Агрономша

Валерий Петровский
      На «Сапсане», в отличие от «Стрижа» или, тем более – «Ласточки», всю дорогу показывают художественные фильмы, выверенные, много раз смотренные и не только в дорожных условиях.
      Вот и сейчас, по дороге в Питер посмотрел от начала до конца «Простую историю», где Мордюкову избрали председателем колхоза, а она еще и влюбилась в секретаря райкома – Ульянова. Незамысловатый по сюжету фильм, думаю, мало кто помнит в деталях, но в сердцах брошенное героиней: «Хороший ты человек, Андрей Егорович, да не орел!», - цитируется часто. 
      И вот, от нечего делать да с учетом того, что продремал перегон «Нижний – Москва», посмотрел эту простую историю целиком, за один, что называется, присест. Поскольку содержание было все же знакомо, так как пусть и урывками, но несколько раз в год наше ТВ балует нас «золотом» из Госфильмофонда, я и наблюдал за героями, не особо вдаваясь в их переживания, при этом что-то вспоминал свое, что-то додумывал …
      На целине колхозов не было. Вернее, я их не помню, так как с началом освоения целины, т.е. к середине 50-х годов прошлого века, приходившихся на мое раннее детство, колхозы укрупнялись, объединялись и становились следующим этапом развития советской народной державы – совхозами. В каждый совхоз входило несколько сел, или, вернее сказать, населенных пунктов. Потому что иногда они даже не имели названий. Называли их отделениями. Первое отделение, второе… Но наша Барышевка имела и имя и номер. Она была отделением №6. Но практически всегда и все именовали ее Барышевкой. Сейчас – с гордостью…
      Правда, один колхоз в нашем районе все же оставили. Он вскоре стал образцовым, как и село, в котором он располагался, и оставался таковым до самого последнего дня советского периода существования Казахстана.
      У меня, учившегося в этом селе с пятого по десятый класс, сформировалось мнение, что колхоз был сохранен в качестве примера для изучения обществоведения.     Я слышал что-то о зерне и сене, выделяемом колхозникам в конце года на трудодни, но во всем остальном никаких явных отличий от совхоза, в котором жили и трудились мои родители, не наблюдалось. Да и имевшиеся отличия образовались, на мой взгляд, не из-за формы собственности и хозяйствования, а благодаря председателю – всесоюзно известному Кан Де Хану, Дмитрию Хасеновичу, как у нас уважительно называли на русско-казахский лад этого энергичного корейца.
       В совхозах были не председатели – директора. А в отделениях руководили управляющие, назначенные, приезжающие, как правило, откуда-то.
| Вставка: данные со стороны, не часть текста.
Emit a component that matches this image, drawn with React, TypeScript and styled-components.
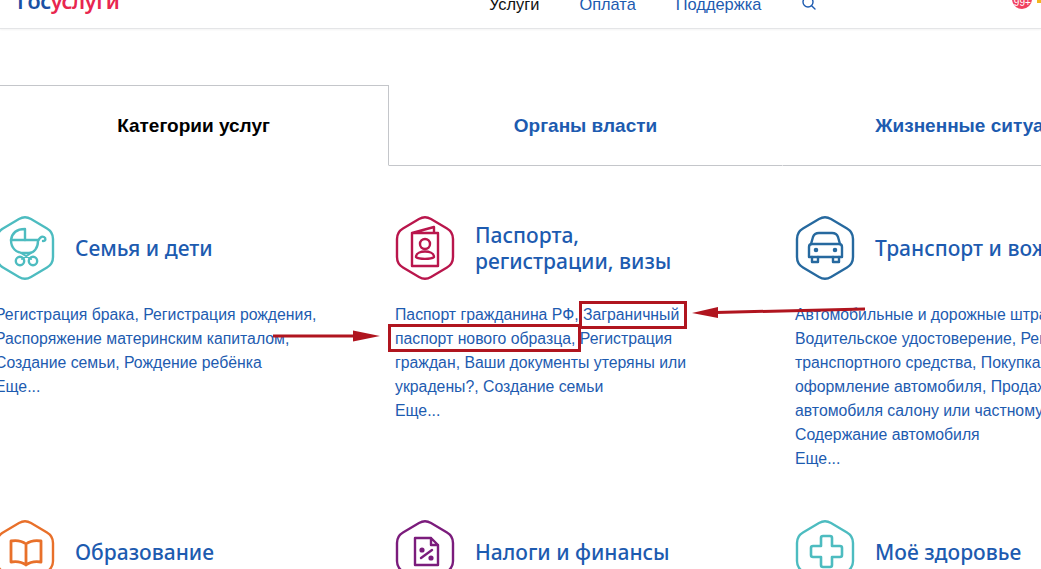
import { ReactNode } from 'react';
import styled, { createGlobalStyle } from 'styled-components';

const BLUE = '#1d5bb0';
const RED = '#b0151f';

const GlobalStyle = createGlobalStyle`
  html, body {
    margin: 0;
    padding: 0;
    background: #fff;
    overflow: hidden;
  }
  #root {
    height: 569px;
  }
`;

const Page = styled.div`
  position: relative;
  width: 1041px;
  height: 569px;
  overflow: hidden;
  font-family: 'Liberation Sans', Arial, sans-serif;
`;

const Header = styled.header`
  height: 28px;
  border-bottom: 1px solid #e4e5e7;
  box-shadow: 0 1px 2px rgba(0, 0, 0, 0.05);
  display: flex;
  align-items: flex-end;
  overflow: hidden;
  padding-left: 17px;
`;

const Logo = styled.div`
  width: 472px;
  margin-bottom: 15px;
  font-family: 'Noto Sans', sans-serif;
  font-size: 21.5px;
  line-height: 24px;
  font-weight: 600;
  letter-spacing: -0.4px;
  color: #1b50a4;
  flex-shrink: 0;
  span {
    color: #e8264f;
  }
`;

const Nav = styled.nav`
  display: flex;
  align-items: flex-end;
  gap: 40px;
  margin-bottom: 14px;
`;

const NavItem = styled.a<{ $active?: boolean }>`
  font-size: 16.4px;
  line-height: 20px;
  color: ${(props) => (props.$active ? '#111' : BLUE)};
`;

const SearchIcon = styled.svg`
  width: 16px;
  height: 16px;
  margin: 0 0 3px 0;
`;

const Badge = styled.div`
  width: 20px;
  height: 20px;
  border-radius: 50%;
  background: #f0405f;
  color: #fff;
  font-size: 10px;
  line-height: 27px;
  text-align: center;
  margin: 0 0 19px 195px;
  flex-shrink: 0;
`;

const Bell = styled.div`
  width: 4px;
  height: 3px;
  margin: 0 0 25px 5px;
  background: #f3b61f;
  flex-shrink: 0;
`;

const Tabs = styled.div`
  display: flex;
  margin: 56px 0 50px -1px;
`;

const Tab = styled.a<{ $active?: boolean; $width: number }>`
  flex: 0 0 ${(props) => props.$width}px;
  height: 79px;
  font-size: 19px;
  font-weight: 700;
  line-height: 80px;
  text-align: center;
  white-space: nowrap;
  color: ${(props) => (props.$active ? '#000' : BLUE)};
  border-top: 1px solid ${(props) => (props.$active ? '#c4c6ca' : 'transparent')};
  border-right: 1px solid ${(props) => (props.$active ? '#c4c6ca' : 'transparent')};
  border-bottom: 1px solid ${(props) => (props.$active ? 'transparent' : '#c4c6ca')};
`;

const Grid = styled.div`
  display: grid;
  grid-template-columns: repeat(3, 400px);
  margin-left: -5px;
  width: 1200px;
`;

const Card = styled.section`
  height: 304px;
`;

const CardHead = styled.div`
  display: flex;
  align-items: center;
  gap: 20px;
  height: 64px;
`;

const IconBox = styled.svg`
  width: 60px;
  height: 64px;
  flex-shrink: 0;
`;

const CardTitle = styled.h3`
  margin: 0;
  font-family: 'Noto Sans', sans-serif;
  font-size: 21px;
  line-height: 26px;
  font-weight: 500;
  color: ${BLUE};
  white-space: nowrap;
`;

const Links = styled.p`
  margin: 23px 0 0;
  width: 306px;
  font-size: 15.8px;
  line-height: 24px;
  color: ${BLUE};
  white-space: nowrap;
`;

const More = styled.span`
  display: block;
`;

const Annotations = styled.svg`
  position: absolute;
  left: 0;
  top: 0;
  width: 1041px;
  height: 569px;
  pointer-events: none;
`;

function Hex({ color, children }: { color: string; children: ReactNode }) {
  return (
    <IconBox viewBox="0 0 60 64" fill="none" stroke={color} strokeWidth="2.4" strokeLinecap="round" strokeLinejoin="round">
      <path d="M24 3 Q30 -0.4 36 3 L52 12.5 Q58 16 58 23 V41 Q58 48 52 51.5 L36 61 Q30 64.4 24 61 L8 51.5 Q2 48 2 41 V23 Q2 16 8 12.5 Z" />
      {children}
    </IconBox>
  );
}

const cards = [
  {
    color: '#4dbcc0',
    title: ['Семья и дети'],
    links: ['Регистрация брака, Регистрация рождения,', 'Распоряжение материнским капиталом,', 'Создание семьи, Рождение ребёнка'],
    icon: (
      <>
        <path d="M16 24 C16 32 21 37 29 37 H34 C39 37 43 32 43 25 C45 21 47 20 49 21 C51 22 51 25 48 25" />
        <path d="M16 24 H30 V13 C22 13 17 17 16 24 Z" />
        <path d="M30 24 H43" />
        <circle cx="25" cy="45" r="4.2" />
        <circle cx="38" cy="45" r="4.2" />
        <path d="M26 37 L36 43 M36 37 L27 43" strokeWidth="2" />
      </>
    ),
  },
  {
    color: '#b9164c',
    title: ['Паспорта,', 'регистрации, визы'],
    links: ['Паспорт гражданина РФ, Заграничный', 'паспорт нового образца, Регистрация', 'граждан, Ваши документы утеряны или', 'украдены?, Создание семьи'],
    icon: (
      <>
        <path d="M17 17 L39 11 V17 M17 17 V50 H43 V17 H17 Z" />
        <circle cx="30" cy="28" r="5" />
        <path d="M21 41 C21 37 26 35.5 30 35.5 C34 35.5 39 37 39 41 C36 43.5 24 43.5 21 41 Z" />
      </>
    ),
  },
  {
    color: '#26699f',
    title: ['Транспорт и вождение'],
    links: ['Автомобильные и дорожные штрафы,', 'Водительское удостоверение, Регистрация', 'транспортного средства, Покупка и', 'оформление автомобиля, Продажа', 'автомобиля салону или частному лицу,', 'Содержание автомобиля'],
    icon: (
      <>
        <path d="M16 28 L18 21 C19 18 21 17 24 17 H37 C40 17 42 18 43 21 L45 28" />
        <path d="M14 31 C14 29 15 28 17 28 H44 C46 28 47 29 47 31 V41 H14 Z" />
        <path d="M17 41 V46 H23 V41 M38 41 V46 H44 V41" />
        <circle cx="21" cy="34" r="1.1" fill="#26699f" />
        <circle cx="40" cy="34" r="1.1" fill="#26699f" />
      </>
    ),
  },
  {
    color: '#e8702a',
    title: ['Образование'],
    links: [],
    icon: <path d="M31 24 C27 21 22 20 16 21 V42 C22 41 27 42 31 45 C35 42 40 41 46 42 V21 C40 20 35 21 31 24 Z M31 24 V45" strokeWidth="2.8" />,
  },
  {
    color: '#7b1c7c',
    title: ['Налоги и финансы'],
    links: [],
    icon: (
      <>
        <path d="M20 18 H36 L43 25 V45 H20 Z M36 18 V25 H43" />
        <path d="M26 38 L37 30" />
        <circle cx="27" cy="30" r="1.4" fill="#7b1c7c" />
        <circle cx="36" cy="38" r="1.4" fill="#7b1c7c" />
      </>
    ),
  },
  {
    color: '#4dbcc0',
    title: ['Моё здоровье'],
    links: [],
    icon: <path d="M26 18 a2 2 0 0 1 2 -2 H35 a2 2 0 0 1 2 2 V26 H45 a2 2 0 0 1 2 2 V35 a2 2 0 0 1 -2 2 H37 V45 a2 2 0 0 1 -2 2 H28 a2 2 0 0 1 -2 -2 V37 H18 a2 2 0 0 1 -2 -2 V28 a2 2 0 0 1 2 -2 H26 Z" strokeWidth="2.6" />,
  },
];

export default function App() {
  return (
    <Page>
      <GlobalStyle />
      <Header>
        <Logo>
          Гос<span>услуги</span>
        </Logo>
        <Nav>
          <NavItem $active>Услуги</NavItem>
          <NavItem>Оплата</NavItem>
          <NavItem>Поддержка</NavItem>
          <SearchIcon viewBox="0 0 16 16" fill="none" stroke={BLUE} strokeWidth="1.4" strokeLinecap="round">
            <circle cx="7" cy="7" r="5" />
            <path d="M10.6 10.8 L14 14" />
          </SearchIcon>
        </Nav>
        <Badge>99+</Badge>
        <Bell />
      </Header>
      <Tabs>
        <Tab $active $width={389}>Категории услуг</Tab>
        <Tab $width={393}>Органы власти</Tab>
        <Tab $width={388}>Жизненные ситуации</Tab>
      </Tabs>
      <Grid>
        {cards.map((card) => (
          <Card key={card.title[0]}>
            <CardHead>
              <Hex color={card.color}>{card.icon}</Hex>
              <CardTitle>
                {card.title.map((line) => (
                  <div key={line}>{line}</div>
                ))}
              </CardTitle>
            </CardHead>
            {card.links.length > 0 && (
              <Links>
                {card.links.map((line) => (
                  <More key={line}>{line}</More>
                ))}
                <More>Еще...</More>
              </Links>
            )}
          </Card>
        ))}
      </Grid>
      <Annotations viewBox="0 0 1041 569" fill="none">
        <rect x="580.5" y="302.5" width="105" height="25" stroke={RED} strokeWidth="3" />
        <rect x="389.5" y="325.5" width="190" height="25" stroke={RED} strokeWidth="3" />
        <path d="M273 336 L356 336" stroke={RED} strokeWidth="3" />
        <path d="M353 330.5 L380 336 L353 341.5 Z" fill={RED} />
        <path d="M865 309 L716 312.5" stroke={RED} strokeWidth="3" />
        <path d="M718 307 L692 313 L718 318 Z" fill={RED} />
      </Annotations>
    </Page>
  );
}
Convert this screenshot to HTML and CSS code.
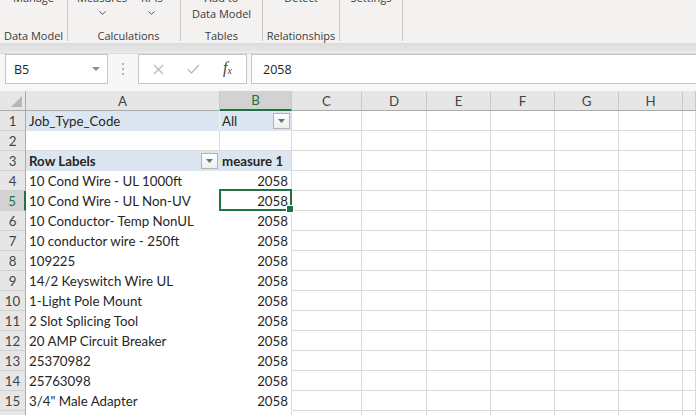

Тогда больше читали. Не было телевизоров. В книжках часто встречались управляющие – управляющие поместьями, рудниками (у Бажова, например), заводами… Может, поэтому в моем детском отношении к управляющему было что-то осторожное, боязливое, снизу.  Есть он и есть все остальные. Этими остальными чувствовали себя, по-моему, и все взрослые. Да еще и звали нашего на то время управляющего не по-нашему – Василий Евлампиевич.
       Иначе было в колхозе. Во всяком случае, в том, где мне представилось пожить во время учебы в школе. Там председателя уважали, конечно, прежде всего, благодаря личности. К кому-то другому, возможно, относились бы по- другому. Но к нашему, который руководил колхозом всегда, с 30-х, относились именно уважительно. И управляющих в колхозе не было, в отдаленных селах которые в колхозе именовались бригадами, были бригадиры.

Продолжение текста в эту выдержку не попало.